I always wondered why this hasn't been widely used on military vehicles since the advantages seem very obvious & is simpler to do than having a conventional drivetrain
Complexity, mostly. You're essentially running two engines in one vehicle. With a train you've got enough space for both but for tanks and cars space is at a premium.
The petrol/diesel engine driving electric power
in series people are talking about here is only efficient with a small engine and big electric motor, ideally your continual load is much less than the peak load. A tank might be able to have a smaller engine if its a series power, due to not needing much torque direct off the diesel engine. But the high constant power demand of manouvering offroad in combat would eventually deplete the batteries if the engine is too small to meet constant load, and you can't just park up and wait for the battery to recharge while someone is trying to shoot you.
Tanks ain't outrunning missiles or shells. It is just neat being able to get over obstructions and break line of sight.
It is not like less mobile vehicles are unusable, its just another set of trade offs. Fuel efficiency and on board power can be useful if the rest of the vehicle role synergizes.
I'm sure it would work fine if you dont mind your tank driving around looking like a Christmas Tree on IR.

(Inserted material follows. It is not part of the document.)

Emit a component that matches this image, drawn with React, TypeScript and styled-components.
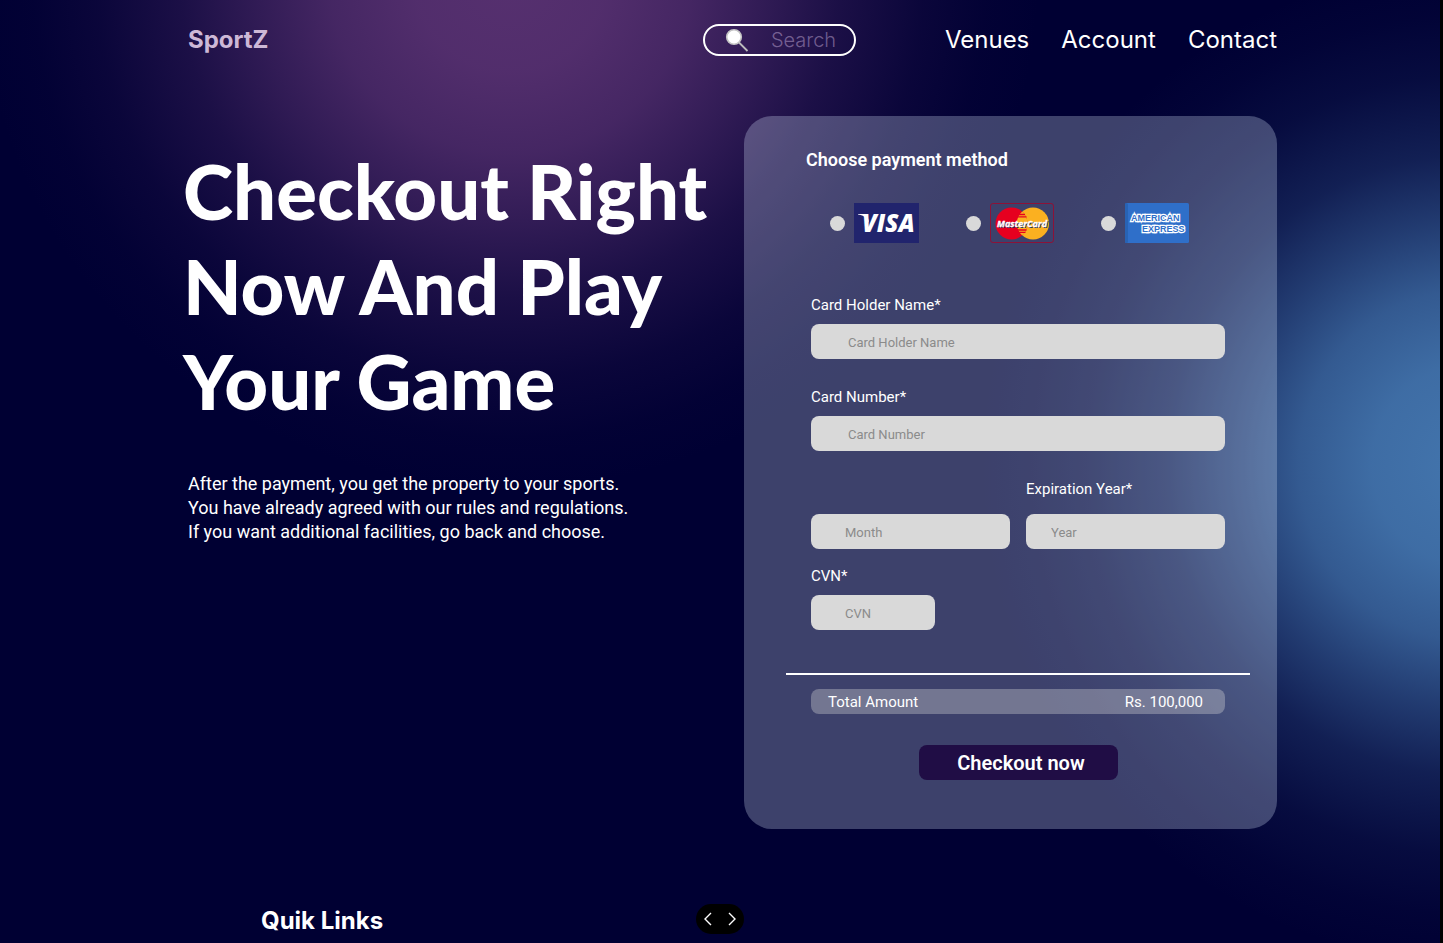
import React from 'react';
import styled, { createGlobalStyle } from 'styled-components';

const GlobalStyle = createGlobalStyle`
  *, *::before, *::after { box-sizing: border-box; }
  html { background: #000033; }
  body { margin: 0; font-family: Roboto, sans-serif; color: #fff; }
  h1, h2, p { margin: 0; }
`;

const Page = styled.div`
  min-height: 100vh;
  padding: 0 163px 0 188px;
  border-right: 3px solid #000;
  overflow: hidden;
  background:
    radial-gradient(ellipse 530px 510px at 510px -20px,
      rgba(86, 48, 111, 1) 0%, rgba(86, 48, 111, 0.95) 18%, rgba(86, 48, 111, 0.8) 34%,
      rgba(86, 48, 111, 0.57) 48%, rgba(86, 48, 111, 0.32) 62%, rgba(86, 48, 111, 0.12) 78%,
      rgba(86, 48, 111, 0.03) 90%, rgba(86, 48, 111, 0) 100%),
    radial-gradient(ellipse 490px 500px at calc(100% + 30px) 465px,
      rgba(67, 117, 173, 1) 0%, rgba(67, 117, 173, 0.93) 20%, rgba(67, 117, 173, 0.77) 35%,
      rgba(67, 117, 173, 0.5) 49%, rgba(67, 117, 173, 0.27) 62%, rgba(67, 117, 173, 0.1) 78%,
      rgba(67, 117, 173, 0.03) 90%, rgba(67, 117, 173, 0) 100%),
    #000033;

  @media (max-width: 1280px) {
    padding: 0 32px;
  }
`;

const Header = styled.header`
  display: flex;
  align-items: center;
  height: 80px;
  font-family: Inter, sans-serif;
`;

const Brand = styled.a`
  margin-right: auto;
  padding-bottom: 2px;
  font-size: 24px;
  font-weight: 700;
  color: #cdb8d6;
  text-decoration: none;
`;

const SearchBox = styled.label`
  display: flex;
  align-items: center;
  gap: 22px;
  width: 153px;
  height: 32px;
  padding: 0 8px 0 20px;
  border: 2px solid #fff;
  border-radius: 16px;

  svg { flex: none; }
`;

const SearchInput = styled.input`
  width: 100%;
  min-width: 0;
  padding: 0;
  border: 0;
  outline: 0;
  background: none;
  font: 300 20px Inter, sans-serif;
  color: #fff;

  &::placeholder { color: rgba(225, 200, 240, 0.42); opacity: 1; }
`;

const Nav = styled.nav`
  display: flex;
  gap: 32px;
  margin-left: 89px;
  padding-bottom: 2px;
`;

const NavLink = styled.a`
  font-size: 24px;
  font-weight: 400;
  color: #fff;
  text-decoration: none;
`;

const Main = styled.main`
  display: flex;
  justify-content: space-between;
  flex-wrap: wrap;
  padding-top: 36px;
`;

const Intro = styled.section`
  flex: 1 1 500px;
  padding-top: 27px;
`;

const Headline = styled.h1`
  margin-left: -5px;
  font: 900 76px/95px Lato, sans-serif;
  white-space: nowrap;
`;

const Lead = styled.p`
  margin-top: 44px;
  font-size: 18px;
  line-height: 24px;
`;

const Card = styled.form`
  display: flex;
  flex-direction: column;
  flex: 0 1 533px;
  padding: 32px 52px 49px 67px;
  border-radius: 28px;
  background: rgba(219, 234, 255, 0.28);
`;

const Methods = styled.fieldset`
  display: flex;
  gap: 47px;
  margin: 0 0 53px -5px;
  padding: 0 0 0 24px;
  border: 0;
`;

const MethodsTitle = styled.legend`
  margin: 0 0 31px -24px;
  padding: 0;
  font-size: 18px;
  line-height: 24px;
  font-weight: 600;
`;

const Method = styled.label`
  display: flex;
  align-items: center;
  gap: 9px;

  svg { display: block; }
`;

const Radio = styled.input`
  appearance: none;
  width: 15px;
  height: 15px;
  margin: 0;
  border-radius: 50%;
  background: #d9d9d9;

  &:checked { border: 4px solid #200d45; }
`;

const Fields = styled.div`
  display: grid;
  grid-template-columns: 1fr 1fr;
  column-gap: 16px;
`;

const Field = styled.div<{ $wide?: boolean; $gap?: number }>`
  display: flex;
  flex-direction: column;
  justify-content: flex-end;
  grid-column: ${(p) => (p.$wide ? '1 / -1' : 'auto')};
  gap: ${(p) => p.$gap ?? 10}px;
  margin-bottom: ${(p) => (p.$wide ? 29 : 18)}px;
`;

const Label = styled.label`
  font-size: 15px;
  line-height: 18px;
`;

const TextInput = styled.input<{ $indent: number; $short?: boolean }>`
  width: ${(p) => (p.$short ? '124px' : '100%')};
  height: 35px;
  padding: 2px 12px 0 ${(p) => p.$indent}px;
  border: 0;
  border-radius: 8px;
  background: #d9d9d9;
  font: 400 13px Roboto, sans-serif;
  color: #222;

  &::placeholder { color: #8b8b8b; opacity: 1; }
`;

const Divider = styled.hr`
  align-self: stretch;
  height: 2px;
  margin: 25px -25px 14px;
  border: 0;
  background: #fff;
`;

const Total = styled.div`
  display: flex;
  justify-content: space-between;
  padding: 1px 22px 0 17px;
  border-radius: 8px;
  background: rgba(217, 217, 217, 0.35);
  font-size: 15px;
  line-height: 24px;
`;

const CheckoutButton = styled.button`
  align-self: center;
  width: 199px;
  height: 35px;
  margin-top: 31px;
  padding: 0 0 0 6px;
  border: 0;
  border-radius: 8px;
  background: #200d45;
  font: 600 20px Roboto, sans-serif;
  color: #fff;
`;

const Footer = styled.footer`
  padding: 76px 0 0 73px;
`;

const FooterTitle = styled.h2`
  font: 700 24px/32px Inter, sans-serif;
`;

const Pager = styled.div`
  position: fixed;
  bottom: 9px;
  left: calc(50% - 2px);
  display: flex;
  width: 48px;
  height: 30px;
  transform: translateX(-50%);
  border-radius: 15px;
  background: #000;
`;

const PagerButton = styled.button`
  flex: 1;
  padding: 0;
  border: 0;
  background: none;
  color: #fff;

  svg { display: block; margin: auto; }
`;

const SearchIcon = () => (
  <svg width="24" height="24" viewBox="0 0 24 24" aria-hidden="true">
    <path d="M14 14.5 22.5 23" stroke="#bdbdbd" strokeWidth="1.8" />
    <circle cx="9" cy="9" r="7.3" fill="#fff" stroke="#c4c4c4" strokeWidth="1.6" />
  </svg>
);

const VisaLogo = () => (
  <svg width="65" height="40" viewBox="0 0 65 40" role="img" aria-label="Visa">
    <rect width="65" height="40" fill="#21246d" />
    <path d="M4 11h9l2.2 9-3-4.800Q9.500 12.200 4 11.400Z" fill="#fff" />
    <text x="8" y="29" fill="#fff" fontFamily="Open Sans, sans-serif" fontSize="24" fontWeight="800" fontStyle="italic">
      VISA
    </text>
  </svg>
);

const MasterCardLogo = () => (
  <svg width="64" height="40" viewBox="0 0 64 40" role="img" aria-label="MasterCard">
    <rect x=".5" y=".5" width="63" height="39" rx="2.500" fill="none" stroke="#8c1238" />
    <circle cx="43" cy="20.500" r="16" fill="#fbb020" />
    <circle cx="21.500" cy="20.500" r="16" fill="#e6001f" />
    <path d="M32.200 8.500a16 16 0 0 1 0 24 16 16 0 0 1 0-24Z" fill="#fbb020" />
    <path d="M29 11.500h6M28 13.800h8.500M27.500 27h9M28.500 29.400h7" stroke="#e6001f" strokeWidth="1.300" />
    <text x="8" y="25" fill="#26305e" fontFamily="Open Sans, sans-serif" fontSize="9" fontWeight="700" fontStyle="italic" aria-hidden="true">
      MasterCard
    </text>
    <text x="7" y="24" fill="#fff" stroke="#fff" strokeWidth=".3" fontFamily="Open Sans, sans-serif" fontSize="9" fontWeight="700" fontStyle="italic">
      MasterCard
    </text>
  </svg>
);

const AmexLogo = () => (
  <svg width="64" height="40" viewBox="0 0 64 40" role="img" aria-label="American Express">
    <rect width="64" height="40" rx="1.500" fill="#2f6fc9" />
    <rect width="3" height="40" rx="1.500" fill="#2863b4" />
    <g fill="#2f6fc9" stroke="#fff" strokeWidth="2.400" paintOrder="stroke" fontFamily="Liberation Sans, sans-serif" fontSize="9" fontWeight="700">
      <text x="6" y="18">AMERICAN</text>
      <text x="17" y="29">EXPRESS</text>
    </g>
  </svg>
);

const Chevron = ({ d }: { d: string }) => (
  <svg width="12" height="14" viewBox="0 0 12 14" fill="none" stroke="currentColor" strokeWidth="1.400" aria-hidden="true">
    <path d={d} />
  </svg>
);

export default function App() {
  return (
    <Page>
      <GlobalStyle />
      <Header>
        <Brand href="#">SportZ</Brand>
        <SearchBox>
          <SearchIcon />
          <SearchInput type="text" placeholder="Search" aria-label="Search" />
        </SearchBox>
        <Nav>
          <NavLink href="#venues">Venues</NavLink>
          <NavLink href="#account">Account</NavLink>
          <NavLink href="#contact">Contact</NavLink>
        </Nav>
      </Header>

      <Main>
        <Intro>
          <Headline>
            Checkout Right
            <br />
            Now And Play
            <br />
            Your Game
          </Headline>
          <Lead>
            After the payment, you get the property to your sports.
            <br />
            You have already agreed with our rules and regulations.
            <br />
            If you want additional facilities, go back and choose.
          </Lead>
        </Intro>

        <Card onSubmit={(e) => e.preventDefault()}>
          <Methods>
            <MethodsTitle>Choose payment method</MethodsTitle>
            <Method>
              <Radio type="radio" name="method" value="visa" />
              <VisaLogo />
            </Method>
            <Method>
              <Radio type="radio" name="method" value="mastercard" />
              <MasterCardLogo />
            </Method>
            <Method>
              <Radio type="radio" name="method" value="amex" />
              <AmexLogo />
            </Method>
          </Methods>

          <Fields>
            <Field $wide>
              <Label htmlFor="holder">Card Holder Name*</Label>
              <TextInput id="holder" placeholder="Card Holder Name" $indent={37} />
            </Field>
            <Field $wide>
              <Label htmlFor="number">Card Number*</Label>
              <TextInput id="number" placeholder="Card Number" inputMode="numeric" $indent={37} />
            </Field>
            <Field>
              <TextInput placeholder="Month" aria-label="Expiration month" $indent={34} />
            </Field>
            <Field $gap={16}>
              <Label htmlFor="year">Expiration Year*</Label>
              <TextInput id="year" placeholder="Year" $indent={25} />
            </Field>
            <Field>
              <Label htmlFor="cvn">CVN*</Label>
              <TextInput id="cvn" placeholder="CVN" inputMode="numeric" $indent={34} $short />
            </Field>
          </Fields>

          <Divider />
          <Total>
            <span>Total Amount</span>
            <span>Rs. 100,000</span>
          </Total>
          <CheckoutButton type="submit">Checkout now</CheckoutButton>
        </Card>
      </Main>

      <Footer>
        <FooterTitle>Quik Links</FooterTitle>
      </Footer>

      <Pager>
        <PagerButton type="button" aria-label="Previous">
          <Chevron d="M9 1 3 7l6 6" />
        </PagerButton>
        <PagerButton type="button" aria-label="Next">
          <Chevron d="m3 1 6 6-6 6" />
        </PagerButton>
      </Pager>
    </Page>
  );
}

Why not gigantic nuclear powered tanks? Because of the energy generation potential, you could have a 600 ton tank with 10x the armor and a 16" gun.
>but sinking in mud
The treads would be superwide and long so it would be just fine on mud.
>but nuclear reactor
10x the armor dude. It would be the killdozer of the battlefield. And with refueling only necessary every 10 years, you could drive zigzags over asia.
If the Russians or Chinese managed to blow one up, destroying the nuke tank basically Chernobyls the area. Other nuke tanks can drive through Chernobyl'd areas no problem, so destroying a nuke tank hurts the enemy more than you.
If we put an 8" gun on it instead of 16", it could carry hundreds of rounds. It would use an autoloader because 10x armor dude.